> **EXERCISE AIM**: Return the count of lines with the string "index" in them, and nothing else.

Data listing:
>>>
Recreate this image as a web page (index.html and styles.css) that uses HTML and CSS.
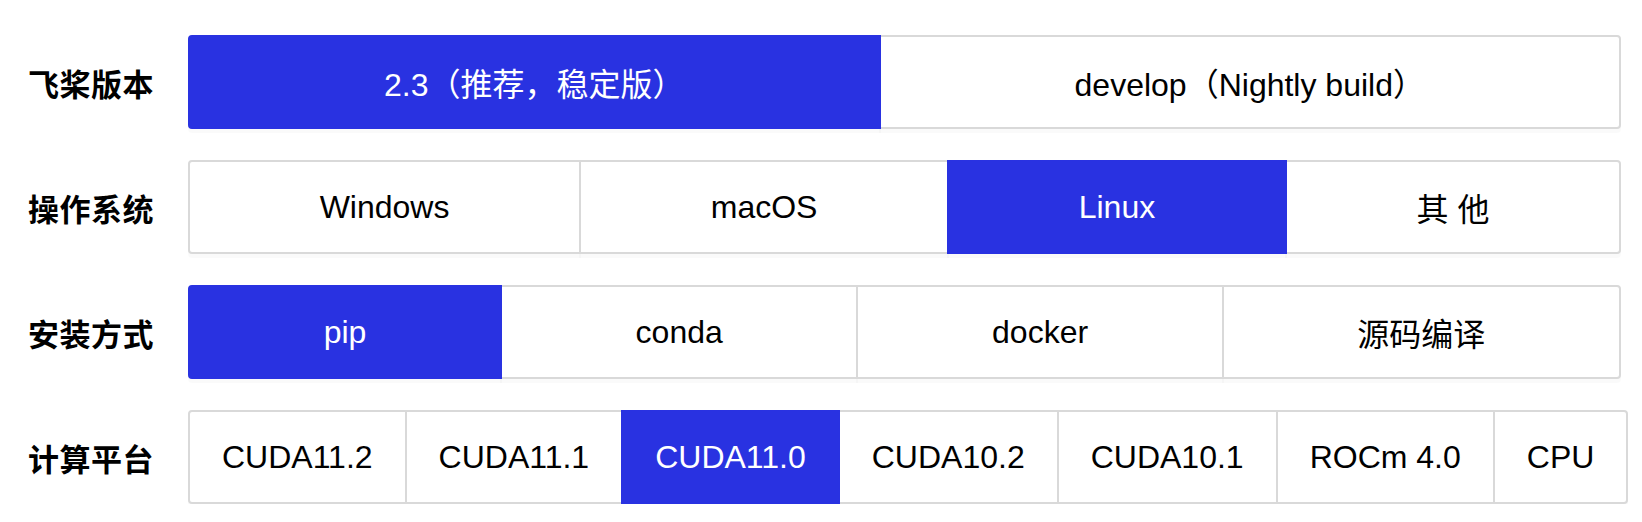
FILE: index.html
```html
<!DOCTYPE html>
<html lang="zh-CN">
<head>
<meta charset="utf-8">
<title>安装选项</title>
<link rel="stylesheet" href="styles.css">
</head>
<body>
<div class="selector">
  <div class="row">
    <div class="label">飞桨版本</div>
    <div class="group">
      <div class="opt checked">2.3（推荐，稳定版）</div>
      <div class="opt">develop（Nightly build）</div>
    </div>
  </div>
  <div class="row">
    <div class="label">操作系统</div>
    <div class="group">
      <div class="opt">Windows</div>
      <div class="opt">macOS</div>
      <div class="opt checked">Linux</div>
      <div class="opt">其 他</div>
    </div>
  </div>
  <div class="row">
    <div class="label">安装方式</div>
    <div class="group">
      <div class="opt checked">pip</div>
      <div class="opt">conda</div>
      <div class="opt">docker</div>
      <div class="opt">源码编译</div>
    </div>
  </div>
  <div class="row">
    <div class="label">计算平台</div>
    <div class="group">
      <div class="opt">CUDA11.2</div>
      <div class="opt">CUDA11.1</div>
      <div class="opt checked">CUDA11.0</div>
      <div class="opt">CUDA10.2</div>
      <div class="opt">CUDA10.1</div>
      <div class="opt">ROCm 4.0</div>
      <div class="opt">CPU</div>
    </div>
  </div>
</div>
</body>
</html>
```

FILE: styles.css
```css
html, body {
  margin: 0;
  padding: 0;
  background: #ffffff;
}

body {
  font-family: "Liberation Sans", "Noto Sans CJK SC", sans-serif;
  color: #000000;
}

.selector {
  display: flex;
  flex-direction: column;
  gap: 31px;
  padding: 35px 21px 0 28px;
}

.row {
  display: flex;
  align-items: center;
}

.label {
  width: 160px;
  flex: none;
  font-family: "Noto Sans CJK SC", sans-serif;
  font-weight: 700;
  font-size: 31px;
  letter-spacing: 0.5px;
  color: #000000;
}

.group {
  flex: 1;
  display: flex;
  min-width: 0;
}

.opt {
  flex: 1 1 auto;
  height: 94px;
  box-sizing: border-box;
  display: flex;
  align-items: center;
  justify-content: center;
  padding: 0 32px;
  border: 2px solid #d9d9d9;
  margin-left: -2px;
  background: #ffffff;
  font-size: 32px;
  white-space: nowrap;
  box-shadow: 0 4px 0 rgba(0, 0, 0, 0.018);
}

.opt:first-child {
  margin-left: 0;
  border-radius: 4px 0 0 4px;
}

.opt:last-child {
  border-radius: 0 4px 4px 0;
}

.opt.checked {
  position: relative;
  z-index: 1;
  background: #2932e1;
  border-color: #2932e1;
  color: #ffffff;
}
```
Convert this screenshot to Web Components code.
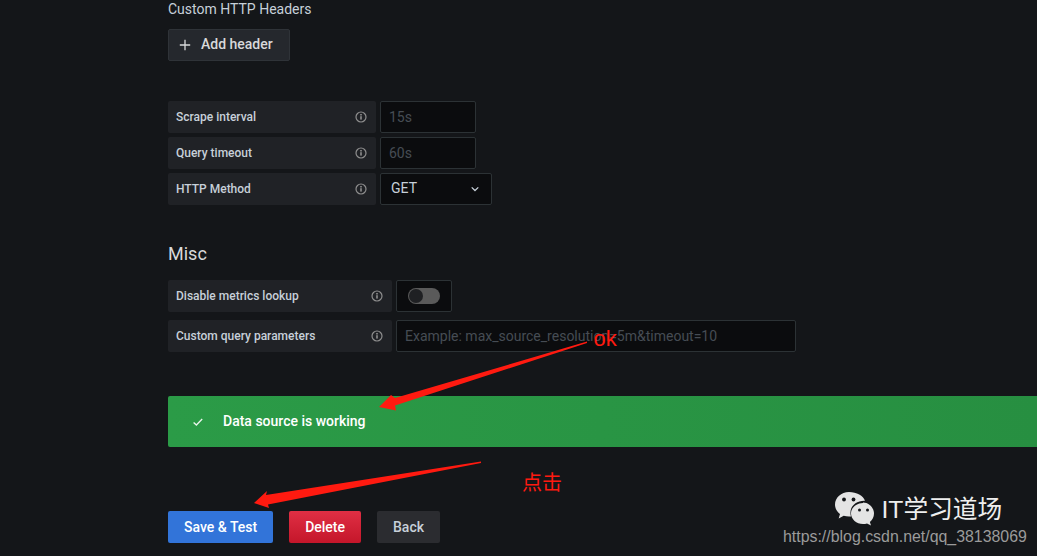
<!DOCTYPE html>
<html>
<head>
<meta charset="utf-8">
<title>Data source</title>
<style>
    html, body { margin: 0; height: 100%; background: #141619; overflow: hidden; }
    body { font-family: Roboto, "Liberation Sans", sans-serif; color: #c7d0d9; font-size: 14px; }
</style>
</head>
<body>
<ds-page>
    <ds-subtitle>Custom HTTP Headers</ds-subtitle>
    <ds-button kind="add" icon="plus" style="margin-top:11px">Add header</ds-button>

    <ds-group style="margin-top:40px">
        <ds-row label="Scrape interval" width="208"><ds-input placeholder="15s" width="96"></ds-input></ds-row>
        <ds-row label="Query timeout" width="208"><ds-input placeholder="60s" width="96"></ds-input></ds-row>
        <ds-row label="HTTP Method" width="208"><ds-select value="GET"></ds-select></ds-row>
    </ds-group>

    <ds-heading>Misc</ds-heading>
    <ds-group gap="8">
        <ds-row label="Disable metrics lookup" width="224"><ds-switch></ds-switch></ds-row>
        <ds-row label="Custom query parameters" width="224"><ds-input placeholder="Example: max_source_resolution=5m&amp;timeout=10" width="400"></ds-input></ds-row>
    </ds-group>

    <ds-alert>Data source is working</ds-alert>

    <ds-actions>
        <ds-button kind="primary">Save &amp; Test</ds-button>
        <ds-button kind="danger">Delete</ds-button>
        <ds-button kind="back">Back</ds-button>
    </ds-actions>
</ds-page>
<ds-markup></ds-markup>

<script>
class DsPage extends HTMLElement {
    constructor() {
        super();
        this.attachShadow({ mode: 'open' }).innerHTML = `
            <style>
                :host { display: block; padding: 1px 0 0 168px; }
            </style>
            <slot></slot>
        `;
    }
}

class DsSubtitle extends HTMLElement {
    constructor() {
        super();
        this.attachShadow({ mode: 'open' }).innerHTML = `
            <style>
                :host { display: block; font-size: 14px; line-height: 17px; color: #c7d0d9; }
            </style>
            <slot></slot>
        `;
    }
}

class DsHeading extends HTMLElement {
    constructor() {
        super();
        this.attachShadow({ mode: 'open' }).innerHTML = `
            <style>
                :host { display: block; margin-top: 38px; font-size: 18px; line-height: 22px; color: #d8d9da; margin-bottom: 15px; }
            </style>
            <slot></slot>
        `;
    }
}

class DsGroup extends HTMLElement {
    constructor() {
        super();
        const gap = this.getAttribute('gap') || 4;
        this.attachShadow({ mode: 'open' }).innerHTML = `
            <style>
                :host { display: flex; flex-direction: column; gap: ${gap}px; }
            </style>
            <slot></slot>
        `;
    }
}

const INFO_ICON = `<svg width="12" height="12" viewBox="0 0 12 12" fill="none">
    <circle cx="6" cy="6" r="5" stroke="#8e8e8e" stroke-width="1.2"/>
    <rect x="5.2" y="5.2" width="1.6" height="3.4" fill="#8e8e8e"/>
    <rect x="5.2" y="3" width="1.6" height="1.5" fill="#8e8e8e"/>
</svg>`;

class DsRow extends HTMLElement {
    constructor() {
        super();
        const label = this.getAttribute('label') || '';
        const width = this.getAttribute('width') || 208;
        this.attachShadow({ mode: 'open' }).innerHTML = `
            <style>
                :host { display: flex; gap: 4px; height: 32px; }
                .label {
                    width: ${width}px;
                    box-sizing: border-box;
                    padding: 0 9px 0 8px;
                    display: flex;
                    align-items: center;
                    justify-content: space-between;
                    background: #202226;
                    border-radius: 2px;
                    font-size: 12px;
                    font-weight: 500;
                    color: #c7d0d9;
                }
                svg { display: block; }
            </style>
            <div class="label"><span>${label}</span>${INFO_ICON}</div>
            <slot></slot>
        `;
    }
}

class DsInput extends HTMLElement {
    constructor() {
        super();
        const width = this.getAttribute('width') || 96;
        const ph = (this.getAttribute('placeholder') || '').replace(/&/g, '&amp;');
        this.attachShadow({ mode: 'open' }).innerHTML = `
            <style>
                :host {
                    display: flex;
                    align-items: center;
                    box-sizing: border-box;
                    width: ${width}px;
                    height: 32px;
                    padding: 0 8px;
                    background: #0b0c0e;
                    border: 1px solid #2c3235;
                    border-radius: 2px;
                    font-size: 14px;
                    color: #464c54;
                }
            </style>
            <span>${ph}</span>
        `;
    }
}

class DsSelect extends HTMLElement {
    constructor() {
        super();
        this.attachShadow({ mode: 'open' }).innerHTML = `
            <style>
                :host {
                    display: flex;
                    align-items: center;
                    justify-content: space-between;
                    box-sizing: border-box;
                    width: 112px;
                    height: 32px;
                    padding: 0 11px 0 10px;
                    background: #0b0c0e;
                    border: 1px solid #2c3235;
                    border-radius: 2px;
                    font-size: 14px;
                    color: #c7d0d9;
                }
                span { margin-bottom: 2px; }
                svg { display: block; }
            </style>
            <span>${this.getAttribute('value') || ''}</span>
            <svg width="10" height="6" viewBox="0 0 10 6" fill="none"><path d="M1.7 1.4 L5 4.5 L8.300 1.400" stroke="#c7d0d9" stroke-width="1.3"/></svg>
        `;
    }
}

class DsSwitch extends HTMLElement {
    constructor() {
        super();
        this.attachShadow({ mode: 'open' }).innerHTML = `
            <style>
                :host {
                    display: flex;
                    align-items: center;
                    justify-content: center;
                    box-sizing: border-box;
                    width: 56px;
                    height: 32px;
                    background: #0b0c0e;
                    border: 1px solid #2c3235;
                    border-radius: 2px;
                }
                .track { width: 32px; height: 16px; border-radius: 8px; background: #5a5a5a; display: flex; align-items: center; padding-left: 1px; box-sizing: border-box; }
                .knob { width: 14px; height: 14px; border-radius: 50%; background: #1f2023; }
            </style>
            <div class="track"><div class="knob"></div></div>
        `;
    }
}

class DsAlert extends HTMLElement {
    constructor() {
        super();
        this.attachShadow({ mode: 'open' }).innerHTML = `
            <style>
                :host {
                    display: flex;
                    align-items: center;
                    height: 51px;
                    margin-top: 44px;
                    padding-left: 24px;
                    background: linear-gradient(90deg, #2b9b47, #278f41);
                    border-radius: 2px 0 0 2px;
                    color: #fff;
                    font-size: 14px;
                    font-weight: 500;
                }
                svg { display: block; margin-right: 19px; }
                span { margin-bottom: 2px; }
            </style>
            <svg width="12" height="12" viewBox="0 0 12 12" fill="none"><path d="M1.6 6.4 L4.4 9 L10.2 3" stroke="#eaf5ec" stroke-width="1.3"/></svg>
            <span><slot></slot></span>
        `;
    }
}

class DsActions extends HTMLElement {
    constructor() {
        super();
        this.attachShadow({ mode: 'open' }).innerHTML = `
            <style>
                :host { display: flex; gap: 16px; margin-top: 64px; }
            </style>
            <slot></slot>
        `;
    }
}

const BUTTON_KINDS = {
    primary: 'background: #3274d9; color: #fff; padding: 0 16px;',
    danger: 'background: linear-gradient(180deg, #e02f44, #c4162a); color: #fff; padding: 0 16px;',
    back: 'background: #2b2c30; color: #c7d0d9; padding: 0 16px;',
    add: 'background: #25282d; border: 1px solid #2f3338; color: #d8d9da; padding: 0 16px 0 10px;'
};

class DsButton extends HTMLElement {
    constructor() {
        super();
        const kind = this.getAttribute('kind') || 'primary';
        const icon = this.getAttribute('icon') === 'plus'
            ? `<svg width="12" height="12" viewBox="0 0 12 12" fill="none"><path d="M6 .8 V11.2 M.8 6 H11.2" stroke="#d8d9da" stroke-width="1.3"/></svg>`
            : '';
        this.attachShadow({ mode: 'open' }).innerHTML = `
            <style>
                :host {
                    display: inline-flex;
                    width: fit-content;
                    align-items: center;
                    gap: 10px;
                    box-sizing: border-box;
                    height: 32px;
                    border-radius: 2px;
                    font-size: 14px;
                    font-weight: 500;
                    cursor: pointer;
                    ${BUTTON_KINDS[kind]}
                }
                svg { display: block; }
                span { margin-bottom: ${kind === 'add' ? 2 : 0}px; }
            </style>
            ${icon}<span><slot></slot></span>
        `;
    }
}

// screenshot annotations: they sit on top of the form, so this one is a free canvas
class DsMarkup extends HTMLElement {
    constructor() {
        super();
        this.attachShadow({ mode: 'open' }).innerHTML = `
            <style>
                :host { position: absolute; inset: 0; display: block; pointer-events: none; }
                svg { position: absolute; left: 0; top: 0; }
                .ok { position: absolute; left: 593.500px; top: 325px; font: 22px/28px "Liberation Sans", sans-serif; color: #ff1a10; }
                .click { position: absolute; left: 522px; top: 469px; font: 20px/26px "Noto Sans CJK SC", sans-serif; color: #ff1a10; }
                .name { position: absolute; left: 881.500px; top: 493px; font: 24.700px/33px "Liberation Sans", "Noto Sans CJK SC", sans-serif; color: #eeeeee; white-space: nowrap; }
                .url { position: absolute; left: 783px; top: 528px; font: 15.900px/18px "Liberation Sans", sans-serif; color: #9b9b9b; white-space: nowrap; }
            </style>
            <svg width="1037" height="556" viewBox="0 0 1037 556">
                <polygon fill="#ff1a10" points="587,341.500 587,343 395,405.500 396,410.500 379,407 391,395 395,398"/>
                <polygon fill="#ff1a10" points="481,461.500 481,463 268,504.500 269,508 254,503 267,491 266,495"/>
                <path fill="#e4e4e4" d="M849 492c-7.800 0-14 5.600-14 12.500 0 3.800 1.900 7.200 5 9.500l-1.300 4.500 5-2.700c1.700.5 3.400.8 5.300.8h2c-.4-1.200-.6-2.500-.6-3.800 0-7 6.100-12 13.800-12h.8c-1.600-5-8.400-8.800-16-8.800z"/>
                <circle cx="844" cy="499.500" r="1.900" fill="#141619"/>
                <circle cx="853.500" cy="499.500" r="1.900" fill="#141619"/>
                <path fill="#e4e4e4" d="M863 503c-6.500 0-12 4.700-12 10.500S856.500 524 863 524c1.400 0 2.800-.2 4-.6l4 2.200-1.100-3.600c2.500-2 4.100-5 4.100-8.500 0-5.800-5-11-11-11z"/>
                <circle cx="859.500" cy="510" r="1.500" fill="#141619"/>
                <circle cx="867.500" cy="510" r="1.500" fill="#141619"/>
            </svg>
            <span class="ok">ok</span>
            <span class="click">点击</span>
            <span class="name">IT学习道场</span>
            <span class="url">https://blog.csdn.net/qq_38138069</span>
        `;
    }
}

customElements.define('ds-page', DsPage);
customElements.define('ds-subtitle', DsSubtitle);
customElements.define('ds-heading', DsHeading);
customElements.define('ds-group', DsGroup);
customElements.define('ds-row', DsRow);
customElements.define('ds-input', DsInput);
customElements.define('ds-select', DsSelect);
customElements.define('ds-switch', DsSwitch);
customElements.define('ds-alert', DsAlert);
customElements.define('ds-actions', DsActions);
customElements.define('ds-button', DsButton);
customElements.define('ds-markup', DsMarkup);
</script>
</body>
</html>
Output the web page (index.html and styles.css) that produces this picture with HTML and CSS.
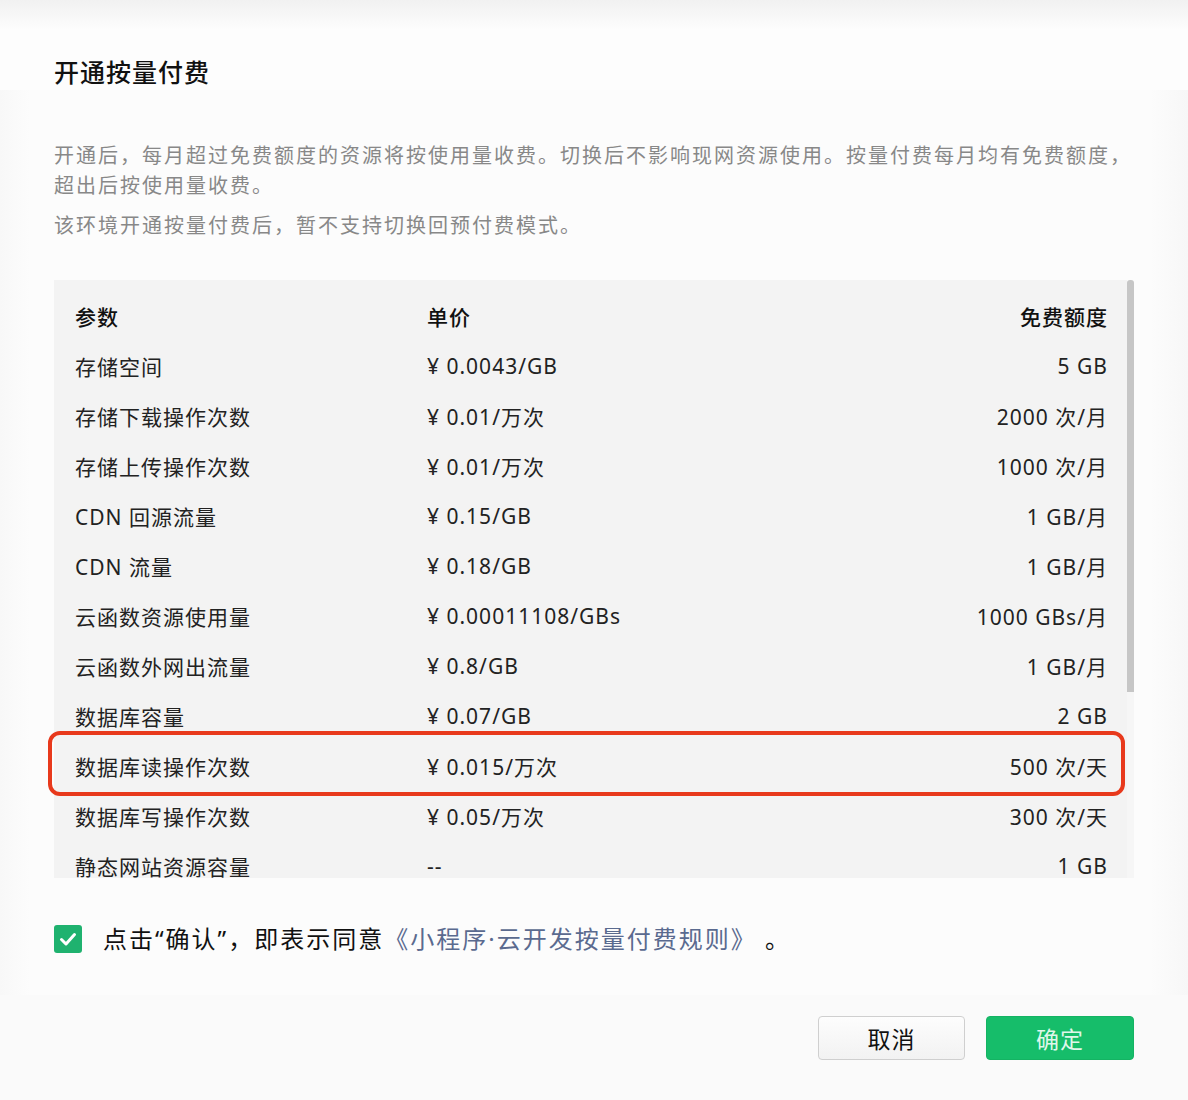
FILE: index.html
```html
<!DOCTYPE html>
<html lang="zh-CN">
<head>
<meta charset="utf-8">
<title>开通按量付费</title>
<link rel="stylesheet" href="styles.css">
</head>
<body>
<div class="dialog">
  <div class="head">
    <h1 class="title">开通按量付费</h1>
  </div>
  <div class="body">
    <p class="desc">开通后，每月超过免费额度的资源将按使用量收费。切换后不影响现网资源使用。按量付费每月均有免费额度，<br>超出后按使用量收费。</p>
    <p class="desc desc-2">该环境开通按量付费后，暂不支持切换回预付费模式。</p>

    <div class="table-outer">
      <div class="table">
        <div class="row row-head"><span>参数</span><span>单价</span><span class="r">免费额度</span></div>
        <div class="row"><span>存储空间</span><span>¥ 0.0043/GB</span><span class="r">5 GB</span></div>
        <div class="row"><span>存储下载操作次数</span><span>¥ 0.01/万次</span><span class="r">2000 次/月</span></div>
        <div class="row"><span>存储上传操作次数</span><span>¥ 0.01/万次</span><span class="r">1000 次/月</span></div>
        <div class="row"><span>CDN 回源流量</span><span>¥ 0.15/GB</span><span class="r">1 GB/月</span></div>
        <div class="row"><span>CDN 流量</span><span>¥ 0.18/GB</span><span class="r">1 GB/月</span></div>
        <div class="row"><span>云函数资源使用量</span><span>¥ 0.00011108/GBs</span><span class="r">1000 GBs/月</span></div>
        <div class="row"><span>云函数外网出流量</span><span>¥ 0.8/GB</span><span class="r">1 GB/月</span></div>
        <div class="row"><span>数据库容量</span><span>¥ 0.07/GB</span><span class="r">2 GB</span></div>
        <div class="row"><span>数据库读操作次数</span><span>¥ 0.015/万次</span><span class="r">500 次/天</span></div>
        <div class="row"><span>数据库写操作次数</span><span>¥ 0.05/万次</span><span class="r">300 次/天</span></div>
        <div class="row"><span>静态网站资源容量</span><span>--</span><span class="r">1 GB</span></div>
      </div>
      <div class="scroll-thumb"></div>
      <div class="highlight"></div>
    </div>

    <div class="agree">
      <span class="check">
        <svg viewBox="0 0 28 28" width="28" height="28"><path d="M7.5 14.5 L12 19 L20.5 9.5" fill="none" stroke="#ffffff" stroke-width="3" stroke-linecap="round" stroke-linejoin="round"/></svg>
      </span>
      <span class="agree-text">点击“确认”，即表示同意<a class="link">《小程序·云开发按量付费规则》</a> 。</span>
    </div>
  </div>
  <div class="foot">
    <button class="btn btn-cancel">取消</button>
    <button class="btn btn-ok">确定</button>
  </div>
</div>
</body>
</html>
```

FILE: styles.css
```css
html, body {
  margin: 0;
  padding: 0;
}
body {
  background: #fcfcfc;
  font-family: "Noto Sans", "Noto Sans CJK SC", sans-serif;
  color: #1f1f1f;
  width: 1188px;
  height: 1100px;
  overflow: hidden;
}
.dialog {
  display: flex;
  flex-direction: column;
  height: 1100px;
  background: linear-gradient(to right, #f8f8f8 0, #fcfcfc 30px, #fcfcfc 1150px, #f7f7f7 1188px);
}
.head {
  padding: 56px 54px 0;
  height: 34px;
  background: linear-gradient(to bottom, #f1f1f1 0, #fdfdfd 30px, #fdfdfd 100%);
}
.title {
  margin: 0;
  font-size: 25px;
  line-height: 32px;
  font-weight: 500;
  letter-spacing: 1px;
  color: #111;
}
.body {
  padding: 51px 54px 0;
}
.desc {
  margin: 0;
  font-size: 20px;
  line-height: 30px;
  color: #888;
  letter-spacing: 2px;
  white-space: nowrap;
}
.desc-2 {
  margin-top: 10px;
  letter-spacing: 2px;
}
.table-outer {
  position: relative;
  margin-top: 39px;
  width: 1080px;
}
.table {
  height: 587px;
  padding-top: 11px;
  overflow: hidden;
  background: #f3f3f3;
  width: 1073px;
}
.row {
  display: grid;
  grid-template-columns: 352px 1fr auto;
  height: 50px;
  align-items: center;
  padding: 0 20px 0 21px;
  font-size: 21px;
  letter-spacing: 1px;
  color: #222;
}
.row-head {
  font-weight: 500;
  color: #111;
}
.r {
  text-align: right;
  margin-right: -1px;
}
.scroll-thumb {
  position: absolute;
  right: 0;
  top: 0;
  width: 7px;
  height: 412px;
  background: #c6c6c6;
  border-radius: 3px 3px 0 0;
}
.table-outer::after {
  content: "";
  position: absolute;
  right: 0;
  top: 412px;
  width: 7px;
  bottom: 0;
  background: #f6f6f6;
}
.highlight {
  position: absolute;
  left: -6px;
  top: 451px;
  width: 1069px;
  height: 57px;
  border: 4px solid #e8391c;
  border-radius: 12px;
  z-index: 2;
}
.agree {
  display: flex;
  align-items: center;
  gap: 21px;
  margin-top: 45px;
  height: 32px;
}
.check {
  width: 28px;
  height: 28px;
  border-radius: 3px;
  background: #1fb26f;
  display: flex;
}
.agree-text {
  font-size: 24px;
  line-height: 32px;
  letter-spacing: 2px;
  color: #111;
  white-space: pre;
}
.link {
  color: #5a6a8f;
}
.foot {
  margin-top: auto;
  height: 84px;
  display: flex;
  justify-content: flex-end;
  align-items: flex-start;
  gap: 21px;
  padding: 21px 54px 0;
  background: #fafafa;
}
.btn {
  width: 148px;
  height: 44px;
  border-radius: 4px;
  font-family: "Noto Sans", "Noto Sans CJK SC", sans-serif;
  font-size: 23px;
  letter-spacing: 1px;
  padding: 0;
  cursor: pointer;
}
.btn-cancel {
  width: 147px;
  background: linear-gradient(to bottom, #fdfdfd, #f2f2f2);
  border: 1px solid #cfcfcf;
  color: #111;
}
.btn-ok {
  background: #16bd6a;
  border: 1px solid #14b363;
  color: #dff7ea;
}
```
<<<
> **TASK ANSWER**: 6